Merck’s announcement comes shortly after Pfizer raised the ire of Trump over a second-round of drug hikes this year and ultimately rescinded those increases following political pressure. Novartis also halted planned increases on some of its drugs following the Pfizer kerfuffle.

In a brief announcement Thursday, Merck said it will lower the cost of its hepatitis C drug Zepatier by 60 percent. However, Zepatier has not been a top money earner for Merck in a long time. In fact, in Merck’s first quarter report for this year, Zepatier failed to show any real recorded revenue for the company following rebate payments to insurers, the New York Times noted. The Times noted that in the first quarter of 2018, Zepatier generated $131 million in global sales – down 65 percent from the previous year’s first quarter. Following the payment of rebates to insurers, Merck recorded zero dollars in U.S. sales, the Times said. Zepatier has struggled as a revenue driver for a number of reasons, including a shrinking patient population due to competitor treatments that are virtual cures for HCV, such as Gilead Science’s Harvoni and Sovaldi.

In addition to the reduction on its hepatitis C treatment, Merck said it will reduce the costs of six drugs by 10 percent. Those six drugs are blood pressure medicine Prinivil; prostate treatment Proscar; antidepressant Remeron; Parkinson’s disease drug Sinemet, including its sustained release formula; and glaucoma drug Trusopt. While the reduction may be welcome to some patients, each of the drugs included in this reduction has lost patent protection.
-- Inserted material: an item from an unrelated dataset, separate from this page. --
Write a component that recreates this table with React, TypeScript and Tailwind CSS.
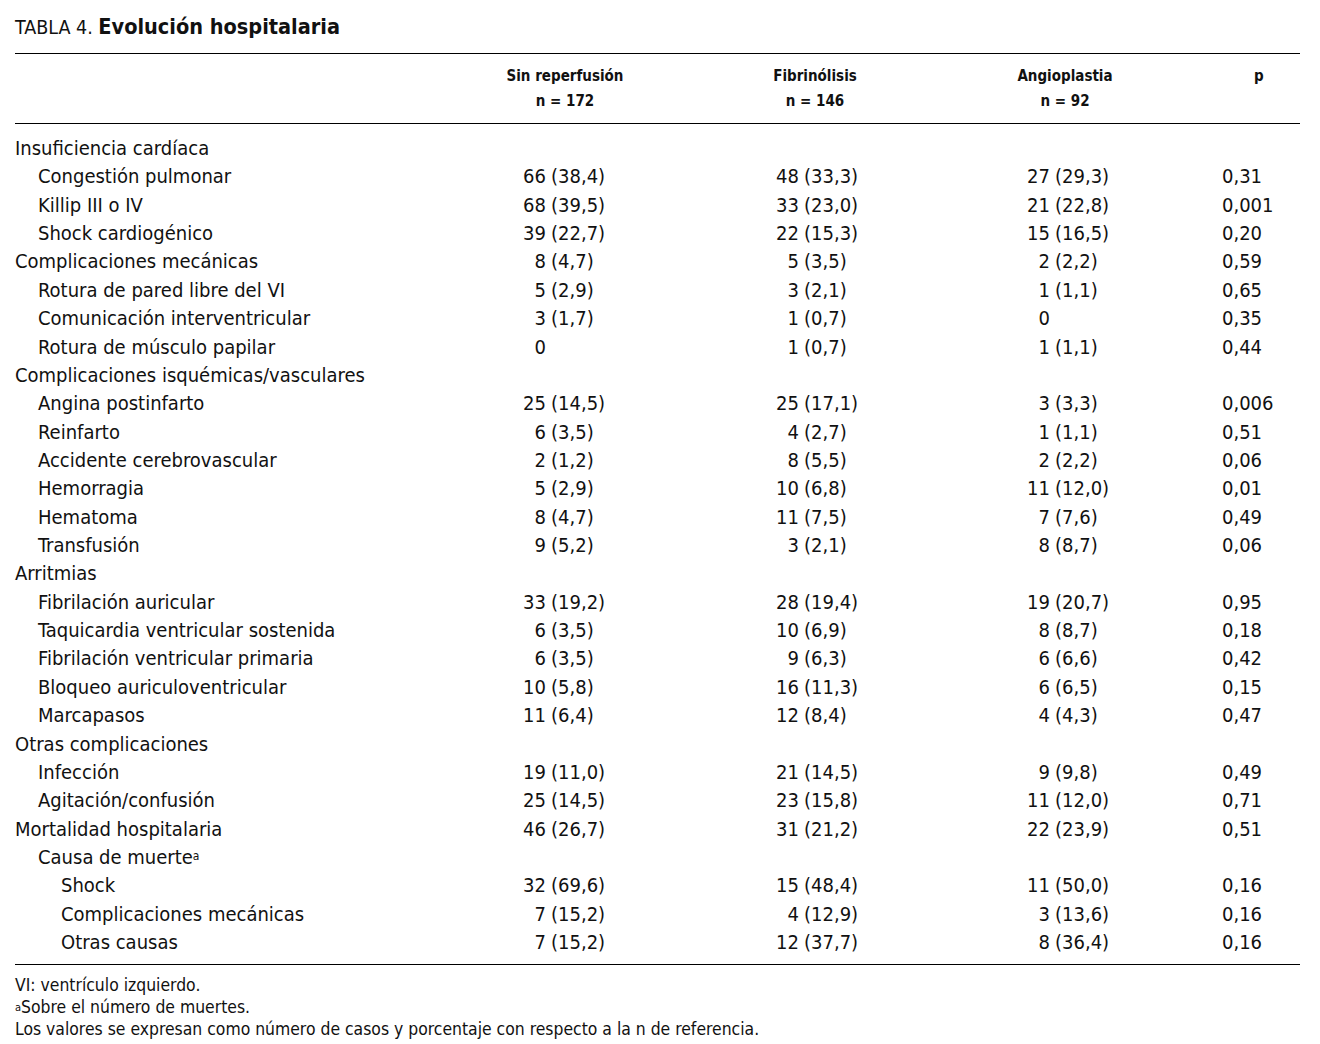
import React from 'react';

type Row = {
  label: string;
  level: 0 | 1 | 2;
  sup?: string;
  cells?: [string, string][];
  p?: string;
};

const rows: Row[] = [
  { label: 'Insuficiencia cardíaca', level: 0 },
  { label: 'Congestión pulmonar', level: 1, cells: [['66', '(38,4)'], ['48', '(33,3)'], ['27', '(29,3)']], p: '0,31' },
  { label: 'Killip III o IV', level: 1, cells: [['68', '(39,5)'], ['33', '(23,0)'], ['21', '(22,8)']], p: '0,001' },
  { label: 'Shock cardiogénico', level: 1, cells: [['39', '(22,7)'], ['22', '(15,3)'], ['15', '(16,5)']], p: '0,20' },
  { label: 'Complicaciones mecánicas', level: 0, cells: [['8', '(4,7)'], ['5', '(3,5)'], ['2', '(2,2)']], p: '0,59' },
  { label: 'Rotura de pared libre del VI', level: 1, cells: [['5', '(2,9)'], ['3', '(2,1)'], ['1', '(1,1)']], p: '0,65' },
  { label: 'Comunicación interventricular', level: 1, cells: [['3', '(1,7)'], ['1', '(0,7)'], ['0', '']], p: '0,35' },
  { label: 'Rotura de músculo papilar', level: 1, cells: [['0', ''], ['1', '(0,7)'], ['1', '(1,1)']], p: '0,44' },
  { label: 'Complicaciones isquémicas/vasculares', level: 0 },
  { label: 'Angina postinfarto', level: 1, cells: [['25', '(14,5)'], ['25', '(17,1)'], ['3', '(3,3)']], p: '0,006' },
  { label: 'Reinfarto', level: 1, cells: [['6', '(3,5)'], ['4', '(2,7)'], ['1', '(1,1)']], p: '0,51' },
  { label: 'Accidente cerebrovascular', level: 1, cells: [['2', '(1,2)'], ['8', '(5,5)'], ['2', '(2,2)']], p: '0,06' },
  { label: 'Hemorragia', level: 1, cells: [['5', '(2,9)'], ['10', '(6,8)'], ['11', '(12,0)']], p: '0,01' },
  { label: 'Hematoma', level: 1, cells: [['8', '(4,7)'], ['11', '(7,5)'], ['7', '(7,6)']], p: '0,49' },
  { label: 'Transfusión', level: 1, cells: [['9', '(5,2)'], ['3', '(2,1)'], ['8', '(8,7)']], p: '0,06' },
  { label: 'Arritmias', level: 0 },
  { label: 'Fibrilación auricular', level: 1, cells: [['33', '(19,2)'], ['28', '(19,4)'], ['19', '(20,7)']], p: '0,95' },
  { label: 'Taquicardia ventricular sostenida', level: 1, cells: [['6', '(3,5)'], ['10', '(6,9)'], ['8', '(8,7)']], p: '0,18' },
  { label: 'Fibrilación ventricular primaria', level: 1, cells: [['6', '(3,5)'], ['9', '(6,3)'], ['6', '(6,6)']], p: '0,42' },
  { label: 'Bloqueo auriculoventricular', level: 1, cells: [['10', '(5,8)'], ['16', '(11,3)'], ['6', '(6,5)']], p: '0,15' },
  { label: 'Marcapasos', level: 1, cells: [['11', '(6,4)'], ['12', '(8,4)'], ['4', '(4,3)']], p: '0,47' },
  { label: 'Otras complicaciones', level: 0 },
  { label: 'Infección', level: 1, cells: [['19', '(11,0)'], ['21', '(14,5)'], ['9', '(9,8)']], p: '0,49' },
  { label: 'Agitación/confusión', level: 1, cells: [['25', '(14,5)'], ['23', '(15,8)'], ['11', '(12,0)']], p: '0,71' },
  { label: 'Mortalidad hospitalaria', level: 0, cells: [['46', '(26,7)'], ['31', '(21,2)'], ['22', '(23,9)']], p: '0,51' },
  { label: 'Causa de muerte', level: 1, sup: 'a' },
  { label: 'Shock', level: 2, cells: [['32', '(69,6)'], ['15', '(48,4)'], ['11', '(50,0)']], p: '0,16' },
  { label: 'Complicaciones mecánicas', level: 2, cells: [['7', '(15,2)'], ['4', '(12,9)'], ['3', '(13,6)']], p: '0,16' },
  { label: 'Otras causas', level: 2, cells: [['7', '(15,2)'], ['12', '(37,7)'], ['8', '(36,4)']], p: '0,16' },
];

const indent = ['pl-0', 'pl-[23px]', 'pl-[46px]'];

function Cell({ value }: { value?: [string, string] }) {
  if (!value) return <div />;
  return (
    <div className="flex">
      <span className="w-[40px] text-right">{value[0]}</span>
      {value[1] && <span className="pl-[5px]">{value[1]}</span>}
    </div>
  );
}

export default function App() {
  return (
    <div className="bg-white text-[#111] font-['DejaVu_Sans_Condensed','Liberation_Sans',sans-serif] w-[1320px] h-[1044px] pl-[15px] pr-[20px]">
      <h1 className="h-[42px] pt-[14px] text-[19.5px] leading-[28px]">
        TABLA 4. <span className="font-bold text-[21.5px] leading-none">Evolución hospitalaria</span>
      </h1>

      <div className="mt-[11px] border-t border-black" />

      {/* cabecera */}
      <div className="grid grid-cols-[425px_250px_250px_250px_1fr] pt-[10px] pb-[9px] text-[15px] leading-[25px] font-bold">
        <div />
        <div className="text-center">
          <div>Sin reperfusión</div>
          <div>n = 172</div>
        </div>
        <div className="text-center">
          <div>Fibrinólisis</div>
          <div>n = 146</div>
        </div>
        <div className="text-center">
          <div>Angioplastia</div>
          <div>n = 92</div>
        </div>
        <div className="pl-[64px]">p</div>
      </div>

      <div className="border-t border-black" />

      {/* cuerpo */}
      <div className="pt-[10px] pb-[8px] text-[20px]">
        {rows.map((row, i) => (
          <div
            key={i}
            className="grid grid-cols-[491px_253px_251px_212px_1fr] h-[28.36px] leading-[28.36px]"
          >
            <div className={indent[row.level]}>
              {row.label}
              {row.sup && <sup className="text-[12px] align-top leading-none relative top-[7px]">{row.sup}</sup>}
            </div>
            <Cell value={row.cells?.[0]} />
            <Cell value={row.cells?.[1]} />
            <Cell value={row.cells?.[2]} />
            <div>{row.p}</div>
          </div>
        ))}
      </div>

      <div className="border-t border-black" />

      {/* notas */}
      <div className="pt-[10px] text-[17.4px] leading-[21.8px]">
        <div>VI: ventrículo izquierdo.</div>
        <div>
          <sup className="text-[11px] align-top leading-none relative top-[5px]">a</sup>Sobre el número de muertes.
        </div>
        <div>Los valores se expresan como número de casos y porcentaje con respecto a la n de referencia.</div>
      </div>
    </div>
  );
}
The drugs all have generic equivalents on the market.

In its announcement, Merck said it is committed to a responsible pricing of its prescription products. The company said it has committed to not increase the average net price of its portfolio of products by more than the annual rate of inflation. In selecting the drugs to reduce the prices on, Merck said the decision was based on a number of factors including “the gap between list price and actual discounted (net) prices paid in the market, the contractual obligations under existing arrangements with payers, and the opportunity to broaden access to treatment.” Merck pointed to its annual Pricing Action Transparency Report as a commitment to responsible pricing. In 2017 the company said net prices across Merck’s U.S. product portfolio declined by 1.9 percent.

“Going forward, we will continue to evaluate our portfolio of products to look for opportunities to further reduce costs for patients and the health care system,” Merck said. “We believe that further changes are still necessary to help reduce patient out-of-pocket costs.”

Drug pricing has been a controversial subject for some time and has been a favorite punching bag for Trump who claimed before his inauguration that the pharmaceutical industry was “getting away with murder” due to the pricing of some medications. Novartis announced its decision to stay its planned price increases earlier this week. Novartis Chief Executive Officer Vas Narasimhan said the company wants the consumer cost of its medicines to be both “reasonable” and “defensible” to patients. Novartis will hold off on the increase as it faces scrutiny over its relationship with Michael Cohen, Trump’s former attorney who has been accused of attempting to sell access to the Trump administration.